Heat transfer occurs when objects are at different temperatures. Along with energy, entropy is transferred. Also, entropy is created if the process is irreversible; that is, if the temperatures aren't equal.

Work occurs when there is an imbalance in pressure (or voltage, or magnetic field, or stress, or surface tension...). Energy, but no entropy, is transferred if the process is reversible; that is, if there's no difference in pressure. As before, entropy is created if the process is irreversible.

It should be obvious that there's a contradiction here: if the temperatures/pressures must be equal for reversibility, how does energy transfer occur in the first place? The resolution is that no real process is reversible. Reversibility is an ideal we sometimes assume to simplify calculation; it can be approached, but never achieved in real life.

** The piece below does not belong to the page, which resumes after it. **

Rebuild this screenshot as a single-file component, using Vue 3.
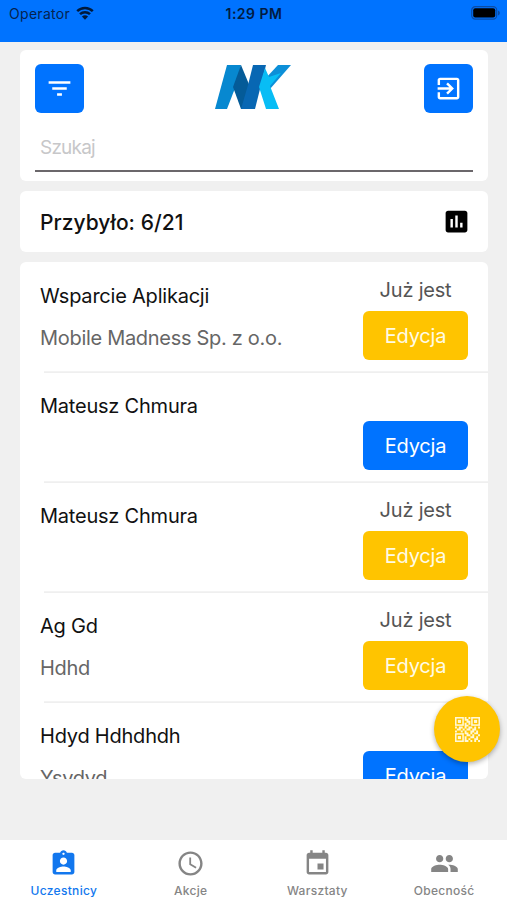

An adiabatic reversible process is isentropic because it fulfills the requirements that Q = 0 and $S_\mathrm{created} = 0$

7. May 17, 2009

### Trenthan

So entropy for an adiabatic compression is zero, due to the process being reversable i.e adiabatic expansion, would have the complete opposite effect.

And for an isochoric process, the change in entropy is negative, hence "irreversible".

"As before, entropy is created if the process is irreversible"
, would this include entropy loss,

"entropy is given away if the process is irreversible"???

Thanks again Trent

8. May 17, 2009

### Mapes

No, the entropy change may be zero or positive depending on whether the process is reversible or irreversible.

No, an isochoric process can be reversible and the system's entropy will still decrease if the temperature decreases. The difference is that if the process is reversible (i.e., the temperature difference between the system and the surroundings is negligible), the entropy loss in the system will be exactly made up by the entropy gain in the surroundings. If the process is irreversible (i.e., a temperature difference exists), additional entropy will be created at the interface.

No, entropy can be created but not destroyed.

Hopefully these comments won't be discouraging; getting the wording precise is part of learning thermo.